Of course, the gambling business has always been built on data and those with the strongest numbers are those who come out ahead. More sophisticated data capture in the online space is enabling online casinos to gather, track and analyse customer data to improve the experience for them.
What does personalization look like at online casinos?
Online casinos typically use this data to provide a tailored gaming experience to players in a few different ways.
- Tone of voice
This is where online casinos have the upper hand over land-based operators. As online casino can use data to know more about their audience – the age demographic and balance of male v female, for example – they can tweak the tone of their language to resonate more effectively with users. Tone of voice can be applied to any editorial content – from the homepage, to the game pages, and on the blog. Playing guides are often found on the blog, and these are especially handy for players wanting to get better at playing particular games. For example, players wanting to improve their success at the roulette wheel might want to read an expert’s guide to roulette odds to get a better handle on betting and budgeting strategies.
- Bespoke homepages
At the top level, online casinos are able to better understand their demographics and when a new customer lands on their site they can target them appropriately. The casino might find, for example, that younger players tend to favor slots and roulette – games of pure chance that offer a greater thrill for the less experienced gambler. Armed with this knowledge, online casinos will present these types of games on the homepage, personalizing them around their users’ online profile – and crucially, increasing the chances they’ll start playing for money.
- Tailored game development
Another macro-level effect is that online casino operators can tailor the types of games they are making. If they have specific demographics they want to target, they can develop types of game that are proven to appeal to them. By analyzing what sort of games specific demographics are drawn to, how long they are playing for and at what points they tend to lose interest, casinos and developers can build games that are tailor made for their target audience. For example, when creating online slots, a developer might look at data showing whether games with lots of video and audio content augmenting the experience work best, or whether specific themes are the best tool to attract attention.
Unique customer experiences
Online casinos aren’t limited to personalizing experiences to groups, however. While that kind of number crunching is great for guiding development at the macro level and understanding whole groups, it can also be used to create bespoke experiences for individual users. The more advanced online casinos can build very detailed profiles of individual users which can then be used to shape their experiences. They might, for example, show welcome back messages for repeat customers.

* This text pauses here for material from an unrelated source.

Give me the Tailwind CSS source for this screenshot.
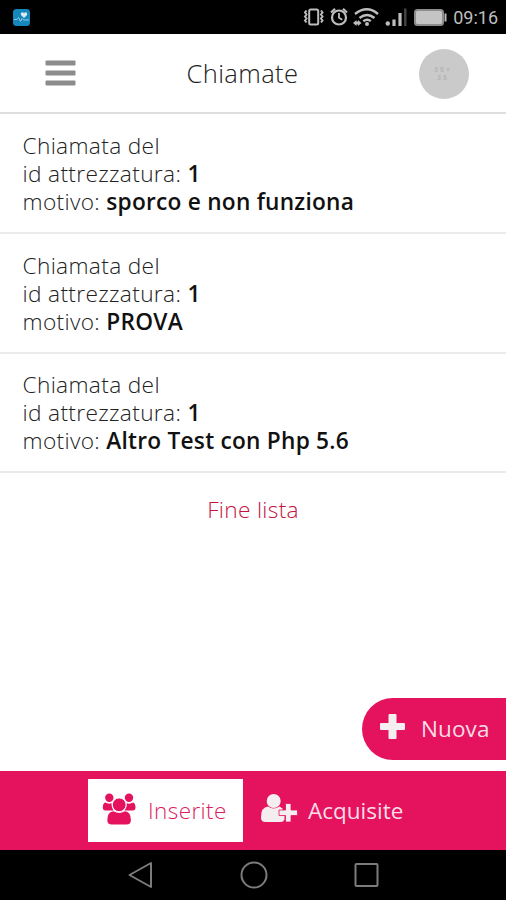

The experience can further be personalized with a kind of meta gamification. The customer is obviously there to play games, but the casino can structure a larger game around that based on things like the awarding of points for loyalty schemes or making them eligible to play in VIP tournaments.
The upshot is that, despite the fact that the player is in a seemingly impersonal online space, their experience is shaped according to their preferences – as would happen in a land-based casino – and the customer feels not only seen but looked after by the casino.
With greater investment and advancing technology, as well as an extremely competitive marketplace, this kind of customization and personalization is only going to accelerate and improve in the world of online casinos.
Personalization has gone way beyond the buzzword it was 10 years ago. It’s now an absolutely essential box all brands should be ticking.
Big brands in sectors such as travel have made big and visible strides towards personalization that provide a strong example. Best Western makes use of geo-targeting to make sure its customers receive offers relevant to them. It will recommend potential destinations based on whether you are opening its emails in Boston or San Francisco.
Delta Airlines, meanwhile, uses its Guest Service Tool to bridge the gap between digital and physical customer service. The tool enables its stewards and stewardesses to access specific information about passengers. It might enable them to know which customers might need extra help, or who is a frequent flyer.
However, it’s the gaming world that’s leading the field in creative unique, powerful and bespoke customer experiences targeted at individuals. The era of spray-and-pray messaging, pioneered by 1950s ad men, is well and truly over.